The funding for this initiative comes primarily from taxpayers, with the government allocating 54,000 per intern per year. Companies participating in the scheme will contribute an additional 6,000 per intern from their Corporate Social Responsibility (CSR) funds. However, participation is voluntary, meaning that companies can choose whether or not to partake in the program.

For companies that opt to join, the government mandates that they provide a genuine working experience to the interns. Notably, the finance minister’s speech did not specify that the 500 companies offering internships must be listed entities, thus widening the scope for participation.

The feasibility of the program depends heavily on the willingness and capability of companies to meet the proposed targets. For instance, companies on the Nifty 100 index, which comprises some of India’s largest and most influential firms, face the task of offering 6,000 internships each. This breaks down to approximately 3,000 internships per year per company.

Top employers like Tata Consultancy Services (TCS), Reliance Industries (RIL), and Infosys, with their large employee bases, appear well-positioned to meet these targets. TCS, with a workforce of about 6 lakh, and RIL, with nearly 4 lakh employees, can feasibly accommodate the required number of internships. However, many firms within the Nifty 100 index, particularly those in the IT sector, traditionally do not offer internships, posing a potential challenge.

On the other end of the spectrum, companies with smaller workforces, such as Tata Consumer Products with 3,500 employees and Adani Power with just 3,000, may find it challenging to meet the internship requirements. For these companies, providing 3,000 internships could be a daunting task.

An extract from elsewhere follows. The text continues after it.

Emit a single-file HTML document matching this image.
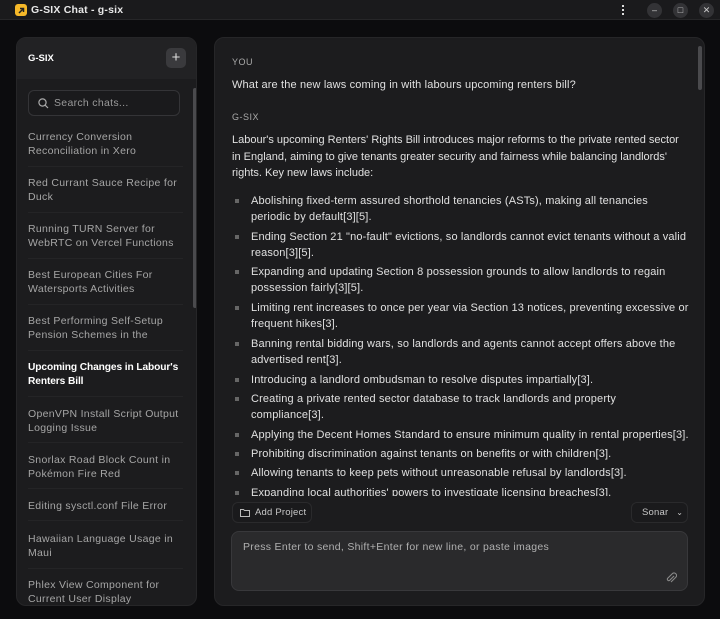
<!DOCTYPE html>
<html><head><meta charset="utf-8"><style>
*{box-sizing:border-box;margin:0;padding:0}
body{width:720px;height:619px;background:#0c0c0e;font-family:"Liberation Sans",sans-serif;color:#d8d8d8;overflow:hidden;position:relative}
.tb{position:absolute;left:0;top:0;width:720px;height:20px;background:#1a1a1c;border-bottom:1px solid #262628}
.logo{position:absolute;left:15px;top:4px;width:12px;height:12px;background:#f5b829;border-radius:3px}
.tt{position:absolute;left:31px;top:4px;font-size:10.5px;font-weight:bold;color:#e8e8e8;letter-spacing:.2px}
.wb{position:absolute;top:3px;width:15px;height:15px;border-radius:50%;background:#333336;color:#ccc;font-size:9px;text-align:center;line-height:15px}
.side{position:absolute;left:16px;top:37px;width:181px;height:569px;background:#1c1c1e;border-radius:10px;overflow:hidden;border:1px solid #262628}
.sh{height:41px;background:#222224;position:relative}
.sh b{position:absolute;left:11px;top:15px;font-size:9.5px;color:#fff}
.plus{position:absolute;left:149px;top:10px;width:20px;height:20px;border-radius:5px;background:#3a3a3d;color:#ddd;text-align:center;line-height:19px;font-size:15px}
.search{position:absolute;left:11px;top:52px;width:152px;height:26px;border:1px solid #343437;border-radius:6px;background:#1a1a1c;font-size:10.5px;color:#9a9a9a;padding:6px 0 0 25px;letter-spacing:.3px}
.search svg{position:absolute;left:9px;top:7px}
.item{position:absolute;left:11px;width:160px;font-size:10.5px;line-height:14px;color:#a6a6a6;letter-spacing:.3px;white-space:nowrap}
.sep{position:absolute;left:11px;width:155px;height:1px;background:#242426}
.sb{position:absolute;left:176px;top:50px;width:4px;height:220px;background:#4a4a4d;border-radius:2px}
.main{position:absolute;left:214px;top:37px;width:491px;height:569px;background:#1c1c1e;border-radius:10px;border:1px solid #262628}
.c{position:absolute;left:17px;font-size:11px;line-height:16.5px;color:#e0e0e0;letter-spacing:.15px;white-space:nowrap}
.lbl{font-size:9px;color:#aaa;letter-spacing:.5px}
ul{list-style:none}
li{position:absolute;left:36px;width:440px;font-size:11px;line-height:16px;color:#e0e0e0;letter-spacing:.15px;white-space:nowrap}
li:before{content:"";position:absolute;left:-16px;top:6px;width:4px;height:4px;background:#666}
.msb{position:absolute;left:483px;top:8px;width:4px;height:44px;background:#4a4a4d;border-radius:2px}
.btn{position:absolute;top:464px;height:21px;border:1px solid #2a2a2c;border-radius:6px;background:#1a1a1c;font-size:9.5px;color:#c8c8c8;line-height:19px;letter-spacing:.2px}
.inp{position:absolute;left:16px;top:493px;width:457px;height:60px;background:#2a2a2c;border:1px solid #38383b;border-radius:8px;font-size:10.5px;color:#b0b0b0;padding:9px 11px;letter-spacing:.3px}
</style></head><body>
<div class="tb"><div class="logo"><svg width="12" height="12"><path d="M4 8L8.5 3.5M5 3.5H8.5V7" stroke="#222" stroke-width="1.5" fill="none"/></svg></div><div class="tt">G-SIX Chat - g-six</div>
<div style="position:absolute;left:622px;top:5px;width:3px"><div style="width:2px;height:2px;background:#ddd;margin-bottom:2px"></div><div style="width:2px;height:2px;background:#ddd;margin-bottom:2px"></div><div style="width:2px;height:2px;background:#ddd"></div></div>
<div class="wb" style="left:647px">–</div><div class="wb" style="left:673px">□</div><div class="wb" style="left:699px">✕</div></div>
<div class="side"><div class="sh"><b>G-SIX</b><div class="plus">+</div></div>
<div class="search"><svg width="11" height="11"><circle cx="4.5" cy="4.5" r="3.6" stroke="#aaa" stroke-width="1.2" fill="none"/><path d="M7.3 7.3L10 10" stroke="#aaa" stroke-width="1.2"/></svg>Search chats...</div>
<div class="sb"></div>
<div class="item" style="top:92px">Currency Conversion<br>Reconciliation in Xero</div><div class="sep" style="top:128px"></div>
<div class="item" style="top:138px">Red Currant Sauce Recipe for<br>Duck</div><div class="sep" style="top:174px"></div>
<div class="item" style="top:184px">Running TURN Server for<br>WebRTC on Vercel Functions</div><div class="sep" style="top:220px"></div>
<div class="item" style="top:230px">Best European Cities For<br>Watersports Activities</div><div class="sep" style="top:266px"></div>
<div class="item" style="top:276px">Best Performing Self-Setup<br>Pension Schemes in the</div><div class="sep" style="top:312px"></div>
<div class="item" style="top:323px;color:#fff;font-weight:bold;letter-spacing:-.1px;font-size:10.2px">Upcoming Changes in Labour's<br>Renters Bill</div><div class="sep" style="top:358px"></div>
<div class="item" style="top:369px">OpenVPN Install Script Output<br>Logging Issue</div><div class="sep" style="top:404px"></div>
<div class="item" style="top:415px">Snorlax Road Block Count in<br>Pokémon Fire Red</div><div class="sep" style="top:450px"></div>
<div class="item" style="top:461px">Editing sysctl.conf File Error</div><div class="sep" style="top:482px"></div>
<div class="item" style="top:494px">Hawaiian Language Usage in<br>Maui</div><div class="sep" style="top:530px"></div>
<div class="item" style="top:540px">Phlex View Component for<br>Current User Display</div>
</div>
<div class="main">
<div class="msb"></div>
<div class="c lbl" style="top:16px">YOU</div>
<div class="c" style="top:39px">What are the new laws coming in with labours upcoming renters bill?</div>
<div class="c lbl" style="top:71px">G-SIX</div>
<div class="c" style="top:94px;letter-spacing:0">Labour's upcoming Renters' Rights Bill introduces major reforms to the private rented sector<br>in England, aiming to give tenants greater security and fairness while balancing landlords'<br>rights. Key new laws include:</div>
<div style="position:absolute;left:0;top:0;width:480px;height:458px;overflow:hidden"><ul>
<li style="top:155px">Abolishing fixed-term assured shorthold tenancies (ASTs), making all tenancies<br>periodic by default[3][5].</li>
<li style="top:191px">Ending Section 21 "no-fault" evictions, so landlords cannot evict tenants without a valid<br>reason[3][5].</li>
<li style="top:226px">Expanding and updating Section 8 possession grounds to allow landlords to regain<br>possession fairly[3][5].</li>
<li style="top:262px">Limiting rent increases to once per year via Section 13 notices, preventing excessive or<br>frequent hikes[3].</li>
<li style="top:298px">Banning rental bidding wars, so landlords and agents cannot accept offers above the<br>advertised rent[3].</li>
<li style="top:334px">Introducing a landlord ombudsman to resolve disputes impartially[3].</li>
<li style="top:353px">Creating a private rented sector database to track landlords and property<br>compliance[3].</li>
<li style="top:389px">Applying the Decent Homes Standard to ensure minimum quality in rental properties[3].</li>
<li style="top:408px">Prohibiting discrimination against tenants on benefits or with children[3].</li>
<li style="top:427px">Allowing tenants to keep pets without unreasonable refusal by landlords[3].</li>
<li style="top:447px">Expanding local authorities' powers to investigate licensing breaches[3].</li>
</ul></div>
<div class="btn" style="left:17px;width:80px;padding-left:22px"><svg style="position:absolute;left:7px;top:5px" width="10" height="9"><path d="M.5 1.5h3l1 1h5v6h-9z" stroke="#bbb" fill="none"/></svg>Add Project</div>
<div class="btn" style="left:416px;width:57px;padding-left:10px">Sonar <span style="font-size:8px;margin-left:5px">⌄</span></div>
<div class="inp">Press Enter to send, Shift+Enter for new line, or paste images
<svg style="position:absolute;right:10px;bottom:6px" width="12" height="12"><path d="M9 4L4.5 8.5a1.5 1.5 0 01-2-2L7.5 1.5a2.5 2.5 0 013.5 3.5L6 10" stroke="#888" stroke-width="1.1" fill="none"/></svg></div>
</div>
</body></html>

As of now, the details of the scheme are still evolving, with the budget yet to be cleared and specific rules yet to be notified. The finance minister’s reference to 500 top companies without additional clarity leaves room for further developments. Phase 2 of the scheme will pose an even greater challenge, with a target of providing 4,600 internships per year for the following three years.

While the proposed youth internship program holds promise for enhancing job opportunities and gaining practical experience, its successful implementation will depend on the cooperation of both the government and participating companies. The coming months will reveal more about the scheme’s final structure and its potential impact on the job market.